- _Task prompt_
Everything from the first line down to the line containing "<div></div>" is to be retyped exactly, both ends included, with pictures left out.

- _Source material_

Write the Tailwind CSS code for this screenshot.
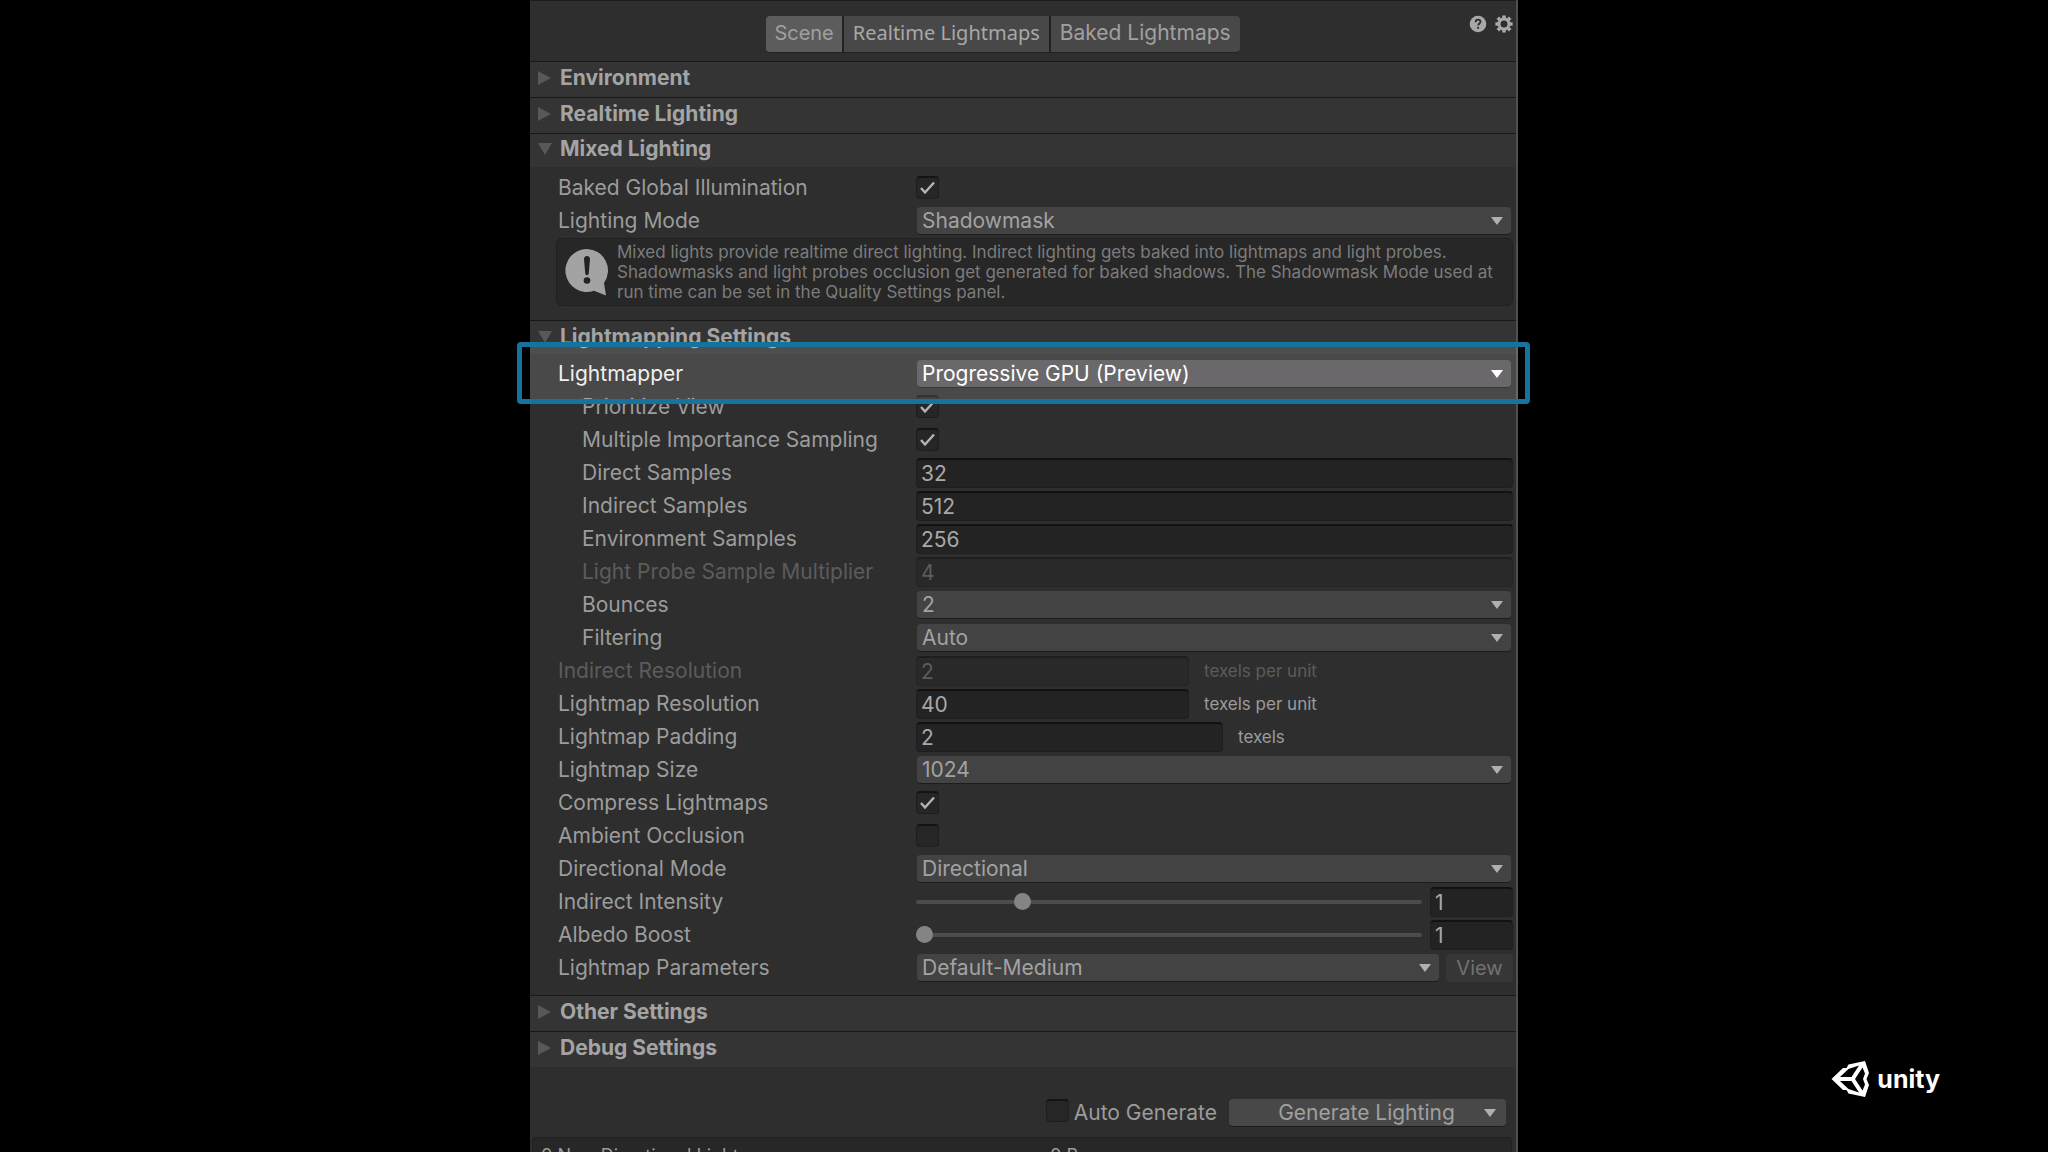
<!DOCTYPE html>
<html lang="en">
<head>
  <meta charset="UTF-8" />
  <meta name="viewport" content="width=device-width, initial-scale=1.0"/>
  <title>Lighting</title>
  <script src="https://cdn.jsdelivr.net/npm/@tailwindcss/browser@4"></script>
</head>
<body class="h-screen overflow-hidden bg-black font-['Inter',sans-serif] text-[21px] leading-7 text-[#9c9c9c]">
  <div class="grid h-full grid-cols-[530fr_988fr_530fr]">
    <div></div>

    <!-- Lighting window -->
    <main class="flex flex-col border-r-2 border-[#505050] bg-[#2e2e2e]">
      <header class="relative flex h-[61px] shrink-0 items-start justify-center border-t border-[#1c1c1c] pt-[15px] pr-10">
        <div class="flex gap-[2px] overflow-hidden rounded border-b border-[#222222] bg-[#222222]">
          <button class="h-9 bg-[#5c5c5c] px-2 pb-0.5 text-xl text-[#a0a0a0]">Scene</button>
          <button class="h-9 bg-[#484848] px-[9px] pb-0.5 font-['Noto_Sans',sans-serif] text-xl text-[#a8a8a8]">Realtime Lightmaps</button>
          <button class="h-9 bg-[#484848] px-[9px] pb-0.5 text-[#a0a0a0]">Baked Lightmaps</button>
        </div>
        <div class="absolute top-[14px] right-[3px] flex gap-2">
          <button aria-label="Help">
            <svg class="size-[18px]" viewBox="0 0 18 18"><circle cx="9" cy="9" r="8.3" fill="#a8a8a8"/><path d="M6.6 7.2c0-1.5 1-2.5 2.5-2.5s2.4.9 2.4 2.1c0 1.7-2.3 1.8-2.3 3.6" fill="none" stroke="#2e2e2e" stroke-width="1.8"/><circle cx="9.1" cy="12.8" r="1.1" fill="#2e2e2e"/></svg>
          </button>
          <button aria-label="Settings">
            <svg class="size-[18px]" viewBox="0 0 18 18"><circle cx="9" cy="9" r="5" fill="none" stroke="#a8a8a8" stroke-width="3"/><path d="M9 .4v3M9 14.600v3M.4 9h3M14.600 9h3M2.800 2.800l2 2M13.200 13.200l2 2M2.800 15.200l2-2M13.200 4.800l2-2" stroke="#a8a8a8" stroke-width="3.6"/></svg>
          </button>
        </div>
      </header>

      <h2 class="flex h-9 shrink-0 items-center gap-2 border-t border-[#181818] bg-[#343434] pb-[3px] pl-2 font-bold text-[#a4a4a4]">
        <svg class="size-3.5" viewBox="0 0 14 14"><path d="M0 0v14l13-7z" fill="#585858"/></svg>
        Environment
      </h2>
      <h2 class="flex h-9 shrink-0 items-center gap-2 border-t border-[#181818] bg-[#343434] pb-[3px] pl-2 font-bold text-[#a4a4a4]">
        <svg class="size-3.5" viewBox="0 0 14 14"><path d="M0 0v14l13-7z" fill="#585858"/></svg>
        Realtime Lighting
      </h2>
      <h2 class="flex h-[34px] shrink-0 items-center gap-2 border-t border-[#181818] bg-[#343434] pb-[3px] pl-2 font-bold text-[#a4a4a4]">
        <svg class="size-3.5" viewBox="0 0 14 14"><path d="M0 1h14l-7 12z" fill="#585858"/></svg>
        Mixed Lighting
      </h2>

      <!-- Mixed lighting fields -->
      <section class="flex shrink-0 flex-col pt-1 pr-[3px] pb-[14px] pl-7">
        <div class="flex h-[33px] items-center">
          <label for="baked-gi" class="w-[358px]">Baked Global Illumination</label>
          <span class="relative">
            <input id="baked-gi" type="checkbox" checked class="peer block size-[23px] appearance-none rounded-sm border border-t-2 border-[#1e1e1e] border-t-[#141414] bg-[#262626]"/>
            <svg class="pointer-events-none absolute inset-0 hidden size-[23px] peer-checked:block" viewBox="0 0 23 23"><path d="M5 12l4 4.5 9-10" fill="none" stroke="#b4b4b4" stroke-width="2.4"/></svg>
          </span>
        </div>
        <div class="flex h-[33px] items-center">
          <label for="mode" class="w-[358px]">Lighting Mode</label>
          <span class="relative flex-1 pr-0.5 pl-px">
            <select id="mode" class="block h-7 w-full appearance-none rounded border-b border-[#1c1c1c] bg-[#434343] px-[5px] text-[#a2a2a2]"><option>Shadowmask</option></select>
            <svg class="pointer-events-none absolute top-[10px] right-[10px] h-2 w-3" viewBox="0 0 12 8"><path d="M0 0h12L6 8z" fill="#b0b0b0"/></svg>
          </span>
        </div>
        <div class="mt-px -ml-0.5 flex h-[68px] items-center gap-2 rounded-md border border-[#202020] bg-[#272727] pl-2">
          <svg class="h-12 w-11 shrink-0" viewBox="0 0 44 48"><path d="M22 1a21.500 21.500 0 1 0 7 41.800L41 47.500l-2-12.500A21.500 21.500 0 0 0 22 1z" fill="#a3a3a3"/><path d="M19 11c0-4 6-4 6 0l-1.200 14c-.2 3-3.400 3-3.600 0z" fill="#222222"/><circle cx="22" cy="32.500" r="3.300" fill="#222222"/></svg>
          <p class="text-[17px] leading-5 whitespace-nowrap text-[#7c7c7c]">Mixed lights provide realtime direct lighting. Indirect lighting gets baked into lightmaps and light probes.<br/>Shadowmasks and light probes occlusion get generated for baked shadows. The Shadowmask Mode used at<br/>run time can be set in the Quality Settings panel.</p>
        </div>
      </section>

      <h2 class="flex h-[34px] shrink-0 items-center gap-2 border-t border-[#181818] bg-[#343434] pb-px pl-2 font-bold text-[#a4a4a4]">
        <svg class="size-3.5" viewBox="0 0 14 14"><path d="M0 1h14l-7 12z" fill="#585858"/></svg>
        Lightmapping Settings
      </h2>

      <!-- Lightmapping fields -->
      <section class="flex shrink-0 flex-col pt-[3px] pb-[11px]">
        <div class="relative z-10 flex h-[33px] items-center pr-[3px] pl-7">
          <div class="absolute -top-[15px] -right-0.5 -bottom-[14px] left-0 bg-white/13"></div>
          <div class="absolute -top-[15px] -right-[14px] -bottom-[14px] -left-[13px] rounded-sm border-5 border-[#15739e]"></div>
          <label for="mapper" class="relative w-[358px] text-[#f0f0f0]">Lightmapper</label>
          <span class="relative flex-1 pr-0.5 pl-px">
            <select id="mapper" class="block h-7 w-full appearance-none rounded border-b border-[#383838] bg-[#6a686a] px-[5px] text-white"><option>Progressive GPU (Preview)</option></select>
            <svg class="pointer-events-none absolute top-[10px] right-[10px] h-2 w-3" viewBox="0 0 12 8"><path d="M0 0h12L6 8z" fill="#ffffff"/></svg>
          </span>
        </div>
        <div class="flex h-[33px] items-center pr-[3px] pl-7">
          <label for="prioritize" class="w-[358px] pl-6">Prioritize View</label>
          <span class="relative">
            <input id="prioritize" type="checkbox" checked class="peer block size-[23px] appearance-none rounded-sm border border-t-2 border-[#1e1e1e] border-t-[#141414] bg-[#262626]"/>
            <svg class="pointer-events-none absolute inset-0 hidden size-[23px] peer-checked:block" viewBox="0 0 23 23"><path d="M5 12l4 4.5 9-10" fill="none" stroke="#b4b4b4" stroke-width="2.4"/></svg>
          </span>
        </div>
        <div class="flex h-[33px] items-center pr-[3px] pl-7">
          <label for="mis" class="w-[358px] pl-6">Multiple Importance Sampling</label>
          <span class="relative">
            <input id="mis" type="checkbox" checked class="peer block size-[23px] appearance-none rounded-sm border border-t-2 border-[#1e1e1e] border-t-[#141414] bg-[#262626]"/>
            <svg class="pointer-events-none absolute inset-0 hidden size-[23px] peer-checked:block" viewBox="0 0 23 23"><path d="M5 12l4 4.5 9-10" fill="none" stroke="#b4b4b4" stroke-width="2.4"/></svg>
          </span>
        </div>
        <div class="flex h-[33px] items-center pr-[3px] pl-7">
          <label for="direct" class="w-[358px] pl-6">Direct Samples</label>
          <input id="direct" value="32" class="h-[30px] flex-1 rounded border border-t-2 border-[#1e1e1e] border-t-[#121212] bg-[#232323] px-1 text-[#a8a8a8]"/>
        </div>
        <div class="flex h-[33px] items-center pr-[3px] pl-7">
          <label for="indirect" class="w-[358px] pl-6">Indirect Samples</label>
          <input id="indirect" value="512" class="h-[30px] flex-1 rounded border border-t-2 border-[#1e1e1e] border-t-[#121212] bg-[#232323] px-1 text-[#a8a8a8]"/>
        </div>
        <div class="flex h-[33px] items-center pr-[3px] pl-7">
          <label for="environment" class="w-[358px] pl-6">Environment Samples</label>
          <input id="environment" value="256" class="h-[30px] flex-1 rounded border border-t-2 border-[#1e1e1e] border-t-[#121212] bg-[#232323] px-1 text-[#a8a8a8]"/>
        </div>
        <div class="flex h-[33px] items-center pr-[3px] pl-7">
          <label for="probe" class="w-[358px] pl-6 text-[#5c5c5c]">Light Probe Sample Multiplier</label>
          <input id="probe" value="4" disabled class="h-[30px] flex-1 rounded border border-t-2 border-[#242424] border-t-[#1e1e1e] bg-[#292929] px-1 text-[#5c5c5c]"/>
        </div>
        <div class="flex h-[33px] items-center pr-[3px] pl-7">
          <label for="bounces" class="w-[358px] pl-6">Bounces</label>
          <span class="relative flex-1 pr-0.5 pl-px">
            <select id="bounces" class="block h-7 w-full appearance-none rounded border-b border-[#1c1c1c] bg-[#434343] px-[5px] text-[#a2a2a2]"><option>2</option></select>
            <svg class="pointer-events-none absolute top-[10px] right-[10px] h-2 w-3" viewBox="0 0 12 8"><path d="M0 0h12L6 8z" fill="#b0b0b0"/></svg>
          </span>
        </div>
        <div class="flex h-[33px] items-center pr-[3px] pl-7">
          <label for="filtering" class="w-[358px] pl-6">Filtering</label>
          <span class="relative flex-1 pr-0.5 pl-px">
            <select id="filtering" class="block h-7 w-full appearance-none rounded border-b border-[#1c1c1c] bg-[#434343] px-[5px] text-[#a2a2a2]"><option>Auto</option></select>
            <svg class="pointer-events-none absolute top-[10px] right-[10px] h-2 w-3" viewBox="0 0 12 8"><path d="M0 0h12L6 8z" fill="#b0b0b0"/></svg>
          </span>
        </div>
        <div class="flex h-[33px] items-center pr-[3px] pl-7">
          <label for="indirect-res" class="w-[358px] text-[#5c5c5c]">Indirect Resolution</label>
          <input id="indirect-res" value="2" disabled class="h-[30px] w-[273px] rounded border border-t-2 border-[#242424] border-t-[#1e1e1e] bg-[#292929] px-1 text-[#5c5c5c]"/>
          <span class="pl-[15px] text-[17px] text-[#5c5c5c]">texels per unit</span>
        </div>
        <div class="flex h-[33px] items-center pr-[3px] pl-7">
          <label for="lightmap-res" class="w-[358px]">Lightmap Resolution</label>
          <input id="lightmap-res" value="40" class="h-[30px] w-[273px] rounded border border-t-2 border-[#1e1e1e] border-t-[#121212] bg-[#232323] px-1 text-[#a8a8a8]"/>
          <span class="pl-[15px] text-[17px]">texels per unit</span>
        </div>
        <div class="flex h-[33px] items-center pr-[3px] pl-7">
          <label for="padding" class="w-[358px]">Lightmap Padding</label>
          <input id="padding" value="2" class="h-[30px] w-[307px] rounded border border-t-2 border-[#1e1e1e] border-t-[#121212] bg-[#232323] px-1 text-[#a8a8a8]"/>
          <span class="pl-[15px] text-[17px]">texels</span>
        </div>
        <div class="flex h-[33px] items-center pr-[3px] pl-7">
          <label for="size" class="w-[358px]">Lightmap Size</label>
          <span class="relative flex-1 pr-0.5 pl-px">
            <select id="size" class="block h-7 w-full appearance-none rounded border-b border-[#1c1c1c] bg-[#434343] px-[5px] text-[#a2a2a2]"><option>1024</option></select>
            <svg class="pointer-events-none absolute top-[10px] right-[10px] h-2 w-3" viewBox="0 0 12 8"><path d="M0 0h12L6 8z" fill="#b0b0b0"/></svg>
          </span>
        </div>
        <div class="flex h-[33px] items-center pr-[3px] pl-7">
          <label for="compress" class="w-[358px]">Compress Lightmaps</label>
          <span class="relative">
            <input id="compress" type="checkbox" checked class="peer block size-[23px] appearance-none rounded-sm border border-t-2 border-[#1e1e1e] border-t-[#141414] bg-[#262626]"/>
            <svg class="pointer-events-none absolute inset-0 hidden size-[23px] peer-checked:block" viewBox="0 0 23 23"><path d="M5 12l4 4.5 9-10" fill="none" stroke="#b4b4b4" stroke-width="2.4"/></svg>
          </span>
        </div>
        <div class="flex h-[33px] items-center pr-[3px] pl-7">
          <label for="ao" class="w-[358px]">Ambient Occlusion</label>
          <input id="ao" type="checkbox" class="size-[23px] appearance-none rounded-sm border border-t-2 border-[#1e1e1e] border-t-[#141414] bg-[#262626]"/>
        </div>
        <div class="flex h-[33px] items-center pr-[3px] pl-7">
          <label for="directional" class="w-[358px]">Directional Mode</label>
          <span class="relative flex-1 pr-0.5 pl-px">
            <select id="directional" class="block h-7 w-full appearance-none rounded border-b border-[#1c1c1c] bg-[#434343] px-[5px] text-[#a2a2a2]"><option>Directional</option></select>
            <svg class="pointer-events-none absolute top-[10px] right-[10px] h-2 w-3" viewBox="0 0 12 8"><path d="M0 0h12L6 8z" fill="#b0b0b0"/></svg>
          </span>
        </div>
        <div class="flex h-[33px] items-center pr-[3px] pl-7">
          <label for="intensity" class="w-[358px]">Indirect Intensity</label>
          <input id="intensity" type="range" min="0" max="5" step="0.1" value="1" class="mr-2 h-1 min-w-0 flex-1 appearance-none rounded-full bg-[#4c4c4c] [&::-webkit-slider-thumb]:size-[17px] [&::-webkit-slider-thumb]:appearance-none [&::-webkit-slider-thumb]:rounded-full [&::-webkit-slider-thumb]:bg-[#848484]"/>
          <input aria-label="Indirect Intensity value" value="1" class="h-[30px] w-[83px] rounded border border-t-2 border-[#1e1e1e] border-t-[#121212] bg-[#232323] px-1 text-[#a8a8a8]"/>
        </div>
        <div class="flex h-[33px] items-center pr-[3px] pl-7">
          <label for="albedo" class="w-[358px]">Albedo Boost</label>
          <input id="albedo" type="range" min="1" max="10" step="0.1" value="1" class="mr-2 h-1 min-w-0 flex-1 appearance-none rounded-full bg-[#4c4c4c] [&::-webkit-slider-thumb]:size-[17px] [&::-webkit-slider-thumb]:appearance-none [&::-webkit-slider-thumb]:rounded-full [&::-webkit-slider-thumb]:bg-[#848484]"/>
          <input aria-label="Albedo Boost value" value="1" class="h-[30px] w-[83px] rounded border border-t-2 border-[#1e1e1e] border-t-[#121212] bg-[#232323] px-1 text-[#a8a8a8]"/>
        </div>
        <div class="flex h-[33px] items-center pr-[3px] pl-7">
          <label for="params" class="w-[358px]">Lightmap Parameters</label>
          <span class="relative flex-1 pr-0.5 pl-px">
            <select id="params" class="block h-7 w-full appearance-none rounded border-b border-[#1c1c1c] bg-[#434343] px-[5px] text-[#a2a2a2]"><option>Default-Medium</option></select>
            <svg class="pointer-events-none absolute top-[10px] right-[10px] h-2 w-3" viewBox="0 0 12 8"><path d="M0 0h12L6 8z" fill="#b0b0b0"/></svg>
          </span>
          <button disabled class="ml-[5px] h-7 w-[67px] rounded bg-[#363636] text-xl text-[#727272]">View</button>
        </div>
      </section>

      <h2 class="flex h-9 shrink-0 items-center gap-2 border-t border-[#181818] bg-[#343434] pb-[3px] pl-2 font-bold text-[#a4a4a4]">
        <svg class="size-3.5" viewBox="0 0 14 14"><path d="M0 0v14l13-7z" fill="#585858"/></svg>
        Other Settings
      </h2>
      <h2 class="flex h-9 shrink-0 items-center gap-2 border-t border-[#181818] bg-[#343434] pb-[3px] pl-2 font-bold text-[#a4a4a4]">
        <svg class="size-3.5" viewBox="0 0 14 14"><path d="M0 0v14l13-7z" fill="#585858"/></svg>
        Debug Settings
      </h2>

      <div class="flex shrink-0 items-start justify-end pt-8 pr-[10px] pb-[10px]">
        <input id="auto" type="checkbox" class="size-[23px] appearance-none rounded-sm border border-t-2 border-[#1e1e1e] border-t-[#141414] bg-[#262626]"/>
        <label for="auto" class="pr-3 pl-[5px]">Auto Generate</label>
        <button class="flex h-7 w-[277px] items-center rounded border-b border-[#1c1c1c] bg-[#484848] pr-[10px] text-[#a0a0a0]">
          <span class="flex-1 pl-5">Generate Lighting</span>
          <svg class="h-2 w-3" viewBox="0 0 12 8"><path d="M0 0h12L6 8z" fill="#b0b0b0"/></svg>
        </button>
      </div>

      <!-- Lightmap stats -->
      <div class="mr-1 ml-0.5 grid shrink-0 grid-cols-2 rounded-t border border-[#202020] bg-[#272727] px-2 pt-1 text-lg">
        <span>0 Non-Directional Lightmaps</span>
        <span class="pl-7">0 B</span>
      </div>
    </main>

    <!-- Brand mark -->
    <div class="flex items-end justify-end gap-[7px] pr-[108px] pb-[53px] text-white">
      <div class="flex items-center gap-[7px] pb-5">
        <svg class="h-[38px] w-[39px]" viewBox="0 0 39 38" fill="#ffffff"><path fill-rule="evenodd" d="M.5 19L12 8h3.500l2-3.500L34 1l4 12-2.500 6 2.500 6-4 12-16.500-3.500-2-3.500H12zM9 17h11.500L28 5.500 17.500 9zM9 21l8.500 8 10.500 3.500L20.500 21zM24 19l7.500 11.500 2.500-6-2-5.500 2-5.500-2.500-6z"/></svg>
        <span class="text-[25px] leading-9 font-bold">unity</span>
      </div>
    </div>
  </div>
</body>
</html>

- _Written response_
Write the Tailwind CSS code for this screenshot.
<!DOCTYPE html>
<html lang="en">
<head>
  <meta charset="UTF-8" />
  <meta name="viewport" content="width=device-width, initial-scale=1.0"/>
  <title>Lighting</title>
  <script src="https://cdn.jsdelivr.net/npm/@tailwindcss/browser@4"></script>
</head>
<body class="h-screen overflow-hidden bg-black font-['Inter',sans-serif] text-[21px] leading-7 text-[#9c9c9c]">
  <div class="grid h-full grid-cols-[530fr_988fr_530fr]">
    <div></div>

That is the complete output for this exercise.